Simplification du droit - Les élus invités à participer à la "chasse aux normes absurdes"
La mission qui leur a été confiée en décembre dernier par Jean-Marc Ayrault fait partie de l'attirail que le gouvernement a promis aux élus locaux en matière de lutte contre l'inflation normative : Alain Lambert et Jean-Claude Boulard sont chargés de s'attaquer au stock des normes qui s'appliquent aux collectivités. Ceci, en proposant des outils qui permettront d'évaluer ces normes, en recensant les normes "inutiles ou inadaptées" et en listant, parmi celles-ci, celles qui pourraient être rapidement abrogées, tel que l'a résumé le 17 janvier Marylise Lebranchu en présentant cette mission à la presse. La ministre a tenu à rappeler que parallèlement à cette mission, qui devra rendre le résultat de ses travaux à la mi-mars, d'autres dispositions étaient en vue. A commencer par la proposition de loi portée par Jean-Pierre Sueur et Jacqueline Gourault, qui doit être prochainement débattue au Sénat à partir de la fin du mois de janvier et entend pour sa part s'attaquer au "flux" des normes. Une proposition de loi "que le gouvernement a l'intention de suivre", a fait savoir Marylise Lebranchu, soulignant en outre que le Comité interministériel pour la modernisation de l'action publique (Cimap) du 18 décembre dernier, a décidé qu'un "programme pluriannuel de simplification" sera arrêté pour "alléger le stock de normes existantes, en commençant par les blocs les plus complexes, notamment le droit de l'environnement et les règles d'urbanisme", tel que l'avait alors indiqué Jean-Marc Ayrault. Enfin, on sait que le futur projet de loi de décentralisation "reviendra sur le rôle de la Commission consultative d'évaluation des normes" (CCEN), qui devrait devenir une formation spécialisée du Haut Conseil des territoires et voir son champ de compétence - et la portée de ses avis – renforcés.
Le nombre de normes existantes régissant l'action des collectivités "donne le vertige", a reconnu Marylise Lebranchu. Alain Lambert, qui préside la CCEN depuis sa création en 2008 recense "400.000 textes", de la loi à la circulaire en passant par le décret et l'arrêté… Pour le président du conseil général de l'Orne et ancien ministre des Finances, l'une des pistes à étudier serait précisément le "déclassement" d'un certain nombre de textes (ramener dans le domaine réglementaire une disposition qui aurait abusivement été prise par le législateur). "Il y a des normes qui sont dans la loi alors qu'elles ont le niveau d'une circulaire !", constate le président de la CCEN, qui voit à ce titre passer énormément de décrets issus des lois Grenelle ou relevant du champ social.

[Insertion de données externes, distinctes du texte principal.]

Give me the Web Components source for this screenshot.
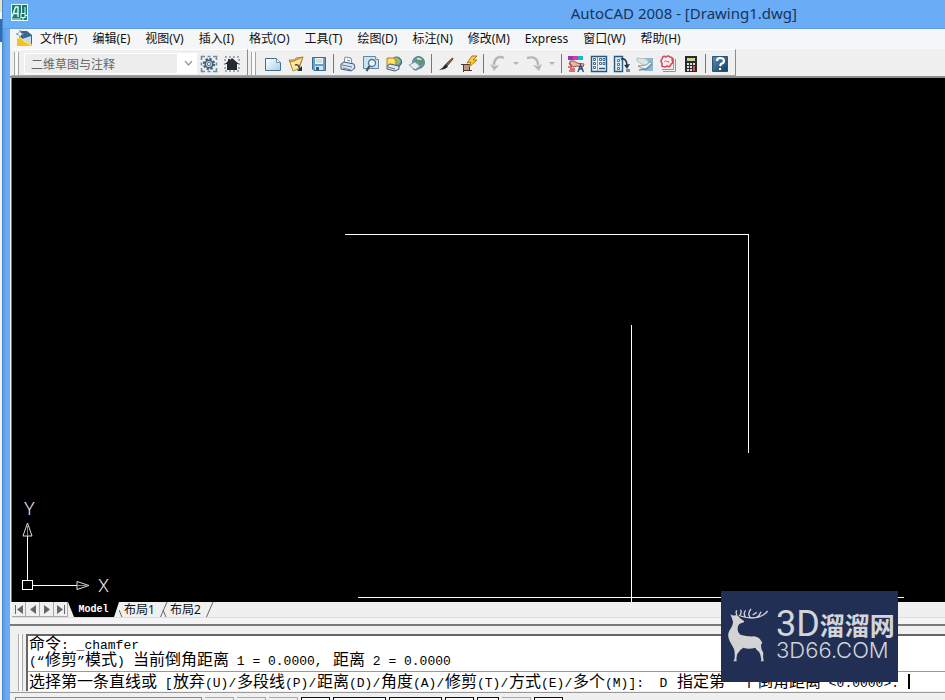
<!DOCTYPE html>
<html lang="zh-CN">
<head>
<meta charset="utf-8">
<title>AutoCAD 2008 - [Drawing1.dwg]</title>
<style>
  html, body { margin: 0; height: 100%; overflow: hidden; }
  body { font: 12px/16px "Noto Sans", "Noto Sans CJK SC", sans-serif; color: #111; background: #eaf3fb; }
</style>
</head>
<body>
<cad-window></cad-window>
<script>
const define = (name, html, setup) => {
  const template = document.createElement('template');
  template.innerHTML = html;
  customElements.define(name, class extends HTMLElement {
    constructor() {
      super();
      this.attachShadow({ mode: 'open' }).append(template.content.cloneNode(true));
    }
    connectedCallback() {
      if (setup && !this.ready) { this.ready = true; setup(this, this.shadowRoot); }
    }
  });
};

const ICONS = {
  app: `<rect x=".5" y=".5" width="16" height="16" fill="#1b7a70" stroke="#dff"/><path d="M1 13 4.500 3H7v10M3 9.500h4" fill="none" stroke="#e6fff8" stroke-width="1.400"/><path d="M10.500 1v8M1 15h9M14 3v6" stroke="#d8f4ee" fill="none"/><rect x="10" y="9.500" width="4" height="4" fill="#126b62" stroke="#fff"/><path d="M14 11.500h3M12 13.500V17" stroke="#fff"/>`,
  doc: `<path d="M5 1h6l5 4v9H5z" fill="#3d668b"/><path d="m6 9 9-3v8H6z" fill="#c4dced"/><path d="M1 8h4l3 3 8 3v2H1z" fill="#f6c21c"/><path d="M1 8h4l3 3 7 4" fill="none" stroke="#fff0a0"/><path d="m4 0 1 3 3 1-3 1-1 3-1-3-3-1 3-1z" fill="#fff" stroke="#4b7ba8" stroke-width=".6"/>`,
  gear: `<path d="M1.500 5V1.500H5M13 1.500h3.500V5M16.500 13v3.500H13M5 16.500H1.500V13M7.500 1.500h3M1.500 7.500v3M16.500 7.500v3M7.500 16.500h3" fill="none" stroke="#6d8da5" stroke-width="1.600"/><circle cx="9" cy="9" r="5" fill="none" stroke="#3e6480" stroke-width="2.400" stroke-dasharray="2.200 1.700"/><circle cx="9" cy="9" r="3.800" fill="#bcd0dd" stroke="#3b5f7c" stroke-width="1.500"/><circle cx="9" cy="9" r="1.600" fill="#f4f8fa" stroke="#5c7a90"/>`,
  home: `<rect x="2" y="2" width="14" height="14" fill="none" stroke="#8b959e" stroke-width="1.500" stroke-dasharray="2 2"/><path d="M2 9 5 6V4h2v1l2-2 7 6h-2v6H4V9z" fill="#252a30"/>`,
  new: `<defs><linearGradient id="n" x2="1" y2="1"><stop stop-color="#fff"/><stop offset="1" stop-color="#a9cfe6"/></linearGradient></defs><path d="M1.500 3.500h11l4 4v8h-15z" fill="url(#n)" stroke="#456f8d"/><path d="M12.500 3.500v4h4" fill="#e9f5fb" stroke="#6a93ad"/>`,
  open: `<path d="M2 5h5l2-2 7-1-4 12H6z" fill="#e9bd55" stroke="#a8883f"/><path d="M3 7 7 6l9-4-5 12-5 2z" fill="#ffe69a" stroke="#b08e3c"/><path d="M8 10c3-1 4 1 5 4" stroke="#3b5058" stroke-width="1.500" fill="none"/><path d="m15 11v5h-5z" fill="#23343c"/>`,
  save: `<path d="M2.500 2.500h13v13H4l-1.500-1.500z" fill="#6c9fc6" stroke="#376b90"/><path d="M5 3h8v6H5z" fill="#eef6fa"/><path d="M6 5h6M6 7h6" stroke="#b3cbd8"/><path d="M5 11h8v4H5z" fill="#d3e4ed"/><path d="M6 12h3v3H6z" fill="#2f5a7a"/>`,
  print: `<path d="m5 8 1-6 6 1 1 6z" fill="#fff" stroke="#6f87a0"/><path d="m2 9 3-2 10 2 1 4-4 3-10-2z" fill="#dbe3ee" stroke="#43597a"/><path d="m3 10 10 2M4 13l8 2M8 5l3 1" stroke="#6279a0"/>`,
  preview: `<path d="M1.500 1.500h12l3 3v9h-15z" fill="#cde5f2" stroke="#5b86a4"/><path d="M13.500 1.500v3h3" fill="#fff" stroke="#6e94ac"/><circle cx="10" cy="8" r="3.500" fill="#e6f6fc" stroke="#587488" stroke-width="1.300"/><path d="m7.500 11-3 5" stroke="#40586a" stroke-width="2.300"/>`,
  publish: `<circle cx="11.500" cy="7" r="5" fill="#5799bd" stroke="#275173"/><path d="m9 3 3-1 4 4-3 4-3-2z" fill="#92ba76"/><path d="M2 3h7l2 3v5H2z" fill="#ffd646" stroke="#b08a2c"/><path d="M4 5h5M4 7h5" stroke="#fff5a8"/><path d="m2 11 3-2 9 2v3l-4 2-8-2z" fill="#dfe6ee" stroke="#43597a"/><path d="m3 12 7 2" stroke="#5b7390"/>`,
  web: `<circle cx="10.500" cy="7.500" r="6" fill="#6a9fba" stroke="#53778f"/><path d="M7 4q4-3 7 0l2 3-3 5-3-1 1-3-4-1z" fill="#5f9571"/><path d="m1 10 6-3 5 4-5 4z" fill="#e4ecf1" stroke="#8ca4b2"/><path d="m5 14 3 1 5-3" stroke="#6e90a4" fill="none" stroke-width="1.500"/><path d="M9 4q3-1 4 1" stroke="#dfefe8" fill="none" stroke-width="1.500"/>`,
  brush: `<path d="m15.500 3-6.500 6 1.500 1.500L16 4z" fill="#8a6a48" stroke="#5a4334"/><path d="m8.500 9 2.500 2.500q-2 3-9 3.500 4-2 6.500-6z" fill="#2b2a29"/>`,
  block: `<rect x="3.500" y="9.500" width="6" height="6" fill="#c79379" stroke="#443b39"/><path d="M1 9.500h3M3.500 16v1M9.500 15.500H12" stroke="#443b39"/><path d="m12 1-5 7 4-1-2 5 8-7h-4l4-4z" fill="#ffd22e" stroke="#a87428"/>`,
  undo: `<path d="M15 3C8 0 5 5 5 10" fill="none" stroke="#b4b6b8" stroke-width="2.400"/><path d="m1 9 4 7 5-6-5 1z" fill="#b4b6b8"/>`,
  redo: `<path d="M2 3c7-2 11 1 11 7" fill="none" stroke="#b4b6b8" stroke-width="2.400"/><path d="m8 10 6 6 3-7-4 2z" fill="#b4b6b8"/>`,
  props: `<path d="M1 1h5v4H1z" fill="#933bb1"/><path d="M6 1h5v4H6z" fill="#ed2ca8"/><path d="M11 1h5v4h-5z" fill="#16bac3"/><path d="M3 6h4l3 2 7 1-1 3-6-1-4 1-3-2z" fill="#eeb79d" stroke="#885451"/><path d="m2 8 3 3M1 12h4M2 16h6M3 14h5" stroke="#cc4949" stroke-width="1.500"/><path d="m11 17 2.500-7 3 7M12 14h4" stroke="#2c4f7e" fill="none" stroke-width="1.500"/>`,
  grid: `<path d="M1.500 1.500h15v15h-15z" fill="#eef6fb" stroke="#28597d" stroke-width="1.400"/><path d="M7.500 2v14" stroke="#7298b2"/><g fill="#fff" stroke="#3f6d90"><path d="M3.500 3.500h2v2h-2zM3.500 7.500h2v2h-2zM3.500 11.500h2v2h-2zM9.500 3.500h2v2h-2zM13 3.500h2v2h-2zM9.500 7.500h2v2h-2zM13 7.500h2v2h-2z"/></g><path d="M9 13.500h6" stroke="#28577a" stroke-width="1.500"/>`,
  palette: `<path d="M1.500 1.500h8v15h-8z" fill="#deedf6" stroke="#285a7e" stroke-width="1.400"/><path d="M4.500 4.500h2v2h-2zM4.500 8.500h2v2h-2zM4.500 12.500h2v2h-2z" fill="#fff" stroke="#4b7899"/><path d="M8 4c4-1 6 2 6 7" fill="none" stroke="#173d5b" stroke-width="1.700"/><path d="m11 10 3 4 3-5" fill="#173d5b"/><path d="M13 14h4v3h-4z" fill="#6c90a8"/>`,
  sheet: `<path d="M5 3h12v13H8z" fill="#8fb8cd"/><path d="m1 3 9 1 4 5-5 2-8-5z" fill="#dce4e7" stroke="#b6c3ca"/><path d="m2 11 8-1 4-3 2 1-3 5-5 1z" fill="#edf4f6" stroke="#7f9aa8"/><path d="m3 15 7-1 6-5" fill="none" stroke="#6b92a9" stroke-width="1.600"/>`,
  cloud: `<path d="M4 16.500h12.500V4M3 14.500h11.500V3" fill="none" stroke="#a58a94"/><path d="M3 11V8q-2-2 0-4 1-4 4-2 2-2 4 0 3 0 2 3 2 3-1 4-1 4-4 2-2 2-5 0z" fill="#fff1f1" stroke="#d64a5f" stroke-width="1.600"/><path d="M5 7q2-3 3 0 2-2 2 1" fill="none" stroke="#df6676"/>`,
  calc: `<path d="M3 1h12v16H3z" fill="#292a2b"/><path d="M5 3h8v3H5z" fill="#c7d493"/><g fill="#ddd"><path d="M5 8h2v2H5zM8 8h2v2H8zM11 8h2v2h-2zM5 11h2v2H5zM8 11h2v2H8zM5 14h2v2H5zM8 14h2v2H8z"/></g><path d="M11 11h2v5h-2z" fill="#d95355"/>`,
  help: `<defs><linearGradient id="h" y2="1" x2="1"><stop stop-color="#5990b0"/><stop offset="1" stop-color="#123d60"/></linearGradient></defs><path d="M1.500 1.500h15v15h-15z" fill="url(#h)" stroke="#2a5578"/><path d="M6 6q0-3 3-3 4 0 4 3 0 2-3 3l-1 2" fill="none" stroke="#fff" stroke-width="2.200"/><path d="M8 13h2v2H8z" fill="#fff"/>`
};

define('cad-icon', `
<style>:host{display:block;width:18px;height:18px;flex:none}svg{display:block}</style>
<svg width="18" height="18" viewBox="0 0 18 18" aria-hidden="true"></svg>`,
(el, root) => { root.querySelector('svg').innerHTML = ICONS[el.getAttribute('name')]; });

define('title-bar', `
<style>
  :host{display:flex;align-items:center;height:29px;box-sizing:border-box;padding:0 148px 2px 11px;background:#6aacf5;color:#16355b;border-bottom:1px solid #5f9ddf}
  h1{margin:0 0 0 auto;font:15px/20px "Noto Sans","Noto Sans CJK SC",sans-serif;white-space:nowrap}
</style>
<cad-icon name="app"></cad-icon><h1><slot></slot></h1>`);

define('menu-bar', `
<style>
  :host{display:block;background:#f5f6f8;height:20px}
  nav{display:flex;align-items:center;gap:15px;height:20px;padding-left:6px}
  button{all:unset;white-space:nowrap;line-height:18px}
  cad-icon{margin-right:-9px}
</style>
<nav><cad-icon name="doc"></cad-icon></nav>`,
(el, root) => {
  for (const label of el.getAttribute('items').split('|')) {
    const b = document.createElement('button');
    b.textContent = label;
    root.querySelector('nav').append(b);
  }
});

define('tool-item', `
<style>
  :host{display:flex;flex:none}
  button{all:unset;display:flex;align-items:center;justify-content:center;width:23px;height:24px}
  .drop{display:none;width:13px}
  :host([menu]) .drop{display:flex}
  .drop::before{content:"";border:3px solid transparent;border-top-color:#b0b2b4;border-bottom:0}
</style>
<button class="main"></button><button class="drop" aria-label="menu"></button>`,
(el, root) => {
  const name = el.getAttribute('name'), icon = document.createElement('cad-icon'), b = root.querySelector('.main');
  icon.setAttribute('name', name);
  b.setAttribute('aria-label', name);
  b.append(icon);
});

define('tool-strip', `
<style>
  :host{display:flex;align-items:center;box-sizing:border-box;height:27px;padding:2px 4px 0 3px;border-top:1px solid #fff;border-right:1px solid #8b8b8b;border-bottom:1px solid #a8a8a8}
  .grip{width:3px;height:23px;border:solid #a3a3a3;border-width:0 1px;flex:none;margin-right:5px;background:#fafafa}
  ::slotted(i){width:1px;height:19px;margin:0 2px 0 3px;background:#777}
</style>
<span class="grip"></span><slot></slot>`);

define('workspace-select', `
<style>
  :host{display:flex;position:relative;width:173px;height:21px}
  select{appearance:none;width:100%;height:21px;box-sizing:border-box;margin:0;padding:0 20px 0 6px;border:1px solid #fff;border-radius:0;background:linear-gradient(90deg,#ededed calc(100% - 19px),#fff 0);color:#666;font:12px/19px "Noto Sans CJK SC",sans-serif;opacity:1}
  svg{position:absolute;right:4px;top:7px;pointer-events:none}
</style>
<select aria-label="工作空间"><option>二维草图与注释</option></select>
<svg width="9" height="7"><path d="m1 1 3.500 4L8 1" fill="none" stroke="#999" stroke-width="1.300"/></svg>`);

define('tool-bar', `
<style>
  :host{display:flex;height:29px;box-sizing:border-box;background:#f0f0f0;border-bottom:2px solid #8d8d8d;padding-left:1px}
</style>
<tool-strip><workspace-select></workspace-select><tool-item name="gear"></tool-item><tool-item name="home"></tool-item></tool-strip>
<tool-strip>
  <tool-item name="new"></tool-item><tool-item name="open"></tool-item><tool-item name="save"></tool-item><i></i>
  <tool-item name="print"></tool-item><tool-item name="preview"></tool-item><tool-item name="publish"></tool-item><tool-item name="web"></tool-item><i></i>
  <tool-item name="brush"></tool-item><tool-item name="block"></tool-item><i></i>
  <tool-item name="undo" menu></tool-item><tool-item name="redo" menu></tool-item><i></i>
  <tool-item name="props"></tool-item><tool-item name="grid"></tool-item><tool-item name="palette"></tool-item><tool-item name="sheet"></tool-item><tool-item name="cloud"></tool-item><tool-item name="calc"></tool-item><i></i>
  <tool-item name="help"></tool-item>
</tool-strip>`);

define('drawing-canvas', `
<style>
  :host{display:flex;position:relative;flex:1;min-height:0;background:#000;border-left:1px solid #777;margin-left:1px;overflow:hidden}
  svg{display:block}
  .model{flex:1}
  .ucs{position:absolute;left:0;bottom:0}
  text{font:300 18px Roboto,sans-serif;fill:#e8e8e8}
</style>
<svg class="model" shape-rendering="crispEdges" stroke="#fff" fill="none">
  <path d="M333 156.500h404M736.500 156v219M619.500 247v277M346 519.500h546"/>
</svg>
<svg class="ucs" width="110" height="106" stroke="#fff" fill="none">
  <path shape-rendering="crispEdges" d="M10.500 84.500h10v9h-10zM15.500 84V40M21 89.500h44"/>
  <path d="m11 40 4.500-13L20 40zM65 85.500l12 4-12 4z" stroke="#ddd"/><path d="M15.500 30v10M65 89.500h9" stroke="#888"/>
  <text x="12" y="19" stroke="none">Y</text><text x="86" y="96" stroke="none">X</text>
</svg>`);

define('layout-tabs', `
<style>
  :host{display:flex;height:15px;background:#f0f0f0;margin-left:2px;border-bottom:1px solid #ddd}
  button{all:unset;box-sizing:border-box;height:15px;line-height:15px}
  .nav{width:14px;border:solid #aaa;border-width:0 1px 1px 0;display:flex;align-items:center;justify-content:center}
  .model{width:51px;background:#000;color:#fff;text-align:center;font:bold 10px/15px "Liberation Mono",monospace;clip-path:polygon(0 0,100% 0,calc(100% - 5px) 100%,6px 100%)}
  .tab{font:12px/15px "Noto Sans","Noto Sans CJK SC",sans-serif;margin-right:4px}
  svg{flex:none;display:block}
  path{fill:none;stroke:#666}
  .nav path + path, .nav path:only-child{fill:#666;stroke:none}
</style>
<button class="nav" aria-label="first"><svg width="10" height="9"><path d="M1.500 0v9"/><path d="M9 0v9L3 4.500z"/></svg></button>
<button class="nav" aria-label="previous"><svg width="6" height="9"><path d="M6 0v9L0 4.500z"/></svg></button>
<button class="nav" aria-label="next"><svg width="6" height="9"><path d="M0 0v9l6-4.500z"/></svg></button>
<button class="nav" aria-label="last"><svg width="10" height="9"><path d="M8.500 0v9"/><path d="M1 0v9l6-4.500z"/></svg></button>
<button class="model">Model</button>
<svg width="5" height="15"><path d="m0 8 3 7"/></svg>
<button class="tab">布局1</button><svg width="11" height="15"><path d="M8 0 1.500 15M4 8l3 7"/></svg>
<button class="tab">布局2</button><svg width="9" height="15"><path d="M8 0 1.500 15"/></svg>`);

/* Terminal text: every run of Latin or Han characters occupies whole 8px cells. */
define('term-line', `
<style>
  :host{display:flex;align-items:baseline;height:16px;white-space:pre;color:#000}
  span{flex:none;width:calc(var(--cells)*8px);font:13px/16px "Liberation Mono",monospace}
  .han{font:16px/12px "Noto Sans CJK SC",sans-serif}
</style>`,
(el, root) => {
  for (const run of el.textContent.match(/[\u4e00-\u9fff]+|[^\u4e00-\u9fff]+/g)) {
    const han = /[\u4e00-\u9fff]/.test(run), s = document.createElement('span');
    if (han) s.className = 'han';
    s.style.setProperty('--cells', run.length * (han ? 2 : 1));
    s.textContent = run;
    root.append(s);
  }
});

define('command-panel', `
<style>
  :host{display:flex;box-sizing:border-box;margin-top:6px;height:69px;border-top:2px solid #7a7a7a;border-bottom:1px solid #999;background:#f0f0f0;padding:8px 0 1px 8px}
  .grip{width:3px;border:solid #aaa;border-width:0 1px;margin-right:3px;background:#fafafa}
  .box{flex:1;background:#fff;border:solid #666;border-width:2px 0 0 2px;min-width:0}
  .history{padding:0 0 3px 1px;border-bottom:1px solid #999}
  .prompt{display:flex;padding:2px 0 2px 1px}
  .caret{width:2px;height:15px;margin-left:7px;background:#000}
</style>
<div class="grip"></div>
<div class="box">
  <div class="history"><term-line>命令: _chamfer</term-line><term-line>(“修剪”模式) 当前倒角距离 1 = 0.0000, 距离 2 = 0.0000</term-line></div>
  <div class="prompt"><term-line>选择第一条直线或 [放弃(U)/多段线(P)/距离(D)/角度(A)/修剪(T)/方式(E)/多个(M)]:  D 指定第一个倒角距离 &lt;0.0000&gt;:</term-line><span class="caret"></span></div>
</div>`);

define('status-bar', `
<style>
  :host{display:flex;gap:3px;height:7px;box-sizing:border-box;padding:4px 0 0 5px;background:#f0f0f0;overflow:hidden}
  span{flex:none;box-sizing:border-box;height:16px;border:1px solid #aaa;border-width:1px 1px 0 0}
  .coord{width:187px;border-color:#888;border-left-width:1px}
  .s{width:29px}.m{width:22px}.l{width:53px}
  .on{border-color:#111;border-left-width:1px;background:#fafafa}
</style>
<span class="coord"></span><span class="s"></span><span class="s"></span><span class="s"></span><span class="s on"></span><span class="l on"></span><span class="l on"></span><span class="s on"></span><span class="m on"></span><span class="s"></span><span class="s on"></span>`);

define('site-badge', `
<style>
  :host{display:flex;align-items:center;gap:8px;box-sizing:border-box;width:177px;height:91px;padding:0 0 4px 7px;background:#222f55;color:#d3d5d9}
  svg{flex:none}
  .words{display:flex;flex-direction:column;padding-bottom:4px}
  .top{display:flex;align-items:center;height:34px}
  .latin{font:36px/36px Roboto,sans-serif}
  .han{font:bold 25px/28px "Noto Sans CJK SC",sans-serif}
  .bottom{font:300 22px/18px Inter,sans-serif}
</style>
<svg width="40" height="54" viewBox="38 68 120 160" fill="#d3d3d3">
  <path d="M45 86Q55 92 62 88 70 90 74 98L87 107Q86 112 78 112 70 114 68 122 64 140 75 147 95 153 115 152 132 154 137 165 142 170 140 176L137 174Q137 186 139 192 146 200 143 212L145 227H136L138 222Q137 208 131 198 122 192 120 186 100 192 84 186 72 192 66 205 62 215 64 227H54L57 222Q60 205 56 190 50 178 44 168 34 150 42 135 56 115 52 105 50 97 45 86Z"/>
  <path d="M66 90Q60 82 64 74M71 91Q80 86 76 72M75 91Q88 96 110 97 142 96 157 76M91 94Q82 84 91 74M105 96Q95 84 107 70M123 96Q133 90 137 78M112 88l12-8" fill="none" stroke="#d3d3d3" stroke-width="4"/>
</svg>
<div class="words"><div class="top"><span class="latin">3D</span><span class="han">溜溜网</span></div><div class="bottom">3D66.COM</div></div>`);

define('cad-window', `
<style>
  :host{display:flex;position:relative;height:100vh}
  .behind{width:2px;background:linear-gradient(#e9e4bf 12px,#eef5fb 12px 19px,#2b6eb8 19px 42px,#eef5fb 42px)}
  .edge{width:1px;background:#4a86c8}
  .frame{width:7px;background:linear-gradient(90deg,#5b9ee8,#6aacf5 60%)}
  main{flex:1;min-width:0;display:flex;flex-direction:column;background:#f4f4f4}
  title-bar{margin-left:-7px;padding-left:8px}
  site-badge{position:absolute;right:47px;bottom:18px}
</style>
<div class="behind"></div><div class="edge"></div><div class="frame"></div>
<main>
  <title-bar>AutoCAD 2008 - [Drawing1.dwg]</title-bar>
  <menu-bar items="文件(F)|编辑(E)|视图(V)|插入(I)|格式(O)|工具(T)|绘图(D)|标注(N)|修改(M)|Express|窗口(W)|帮助(H)"></menu-bar>
  <tool-bar></tool-bar>
  <drawing-canvas></drawing-canvas>
  <layout-tabs></layout-tabs>
  <command-panel></command-panel>
  <status-bar></status-bar>
</main>
<site-badge></site-badge>`);
</script>
</body>
</html>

Pour Jean-Claude Boulard, maire du Mans, le mot clef de la mission est bien l'"abrogation". Il aimerait ainsi pouvoir établir "la liste des 50 normes les plus absurdes" pouvant être rapidement abrogées. Histoire de faire naître une "culture de l'abrogation" en lieu et place de l'"accumulation". D'autant plus, a-t-il lancé au passage, qu'"on a tendance à accumuler des normes sur les lézards et les papillons alors qu'on a été plus faibles sur les banquiers !". Parce que "la période de chasse" – de cette première "chasse aux normes absurdes" – va être courte, jusqu'en mars, l'élu compte sur un certain nombre de "rabbateurs" : les associations d'élus, les parlementaires, les grandes associations sportives… Jean-Claude Boulard et Alain Lambert leur ont écrit, les invitant à "faire remonter" des normes jugées plus handicapantes qu'utiles. Un site internet a même été créé à cet effet : missionnormes.fr. Mais attention, prévient Jean-Claude Boulard, "derrière chaque norme, il y a un défenseur, qu'il ne faut pas sous-estimer !". Reconnaissant vouloir "mettre les rieurs de son côté", l'élu a cité en contrexemple une norme qui n'a selon lui aucun défenseur : un arrêté du 30 septembre qui accompagnait un décret du même jour "relatif à la qualité nutritionnelle des repas servis dans le cadre de la restauration scolaire" et prenait entre autres soin de préciser le grammage requis pour les "merguez, chipolatas, saucisses de Francfort, de Strasbourg, de Toulouse, de volaille et autres saucisses variées". Un exemple assez facile. Surtout si l'on songe aux réactions qu'avait suscité la proposition de loi Doligé en matière, notamment, de handicap… et, plus globalement, de proportionnalité ou adaptabilité de la norme – "une question difficile", reconnaît Alain Lambert. Au-delà du premier tableau de chasse, l'exercice risque donc d'être plus compliqué qu'il n'y paraît.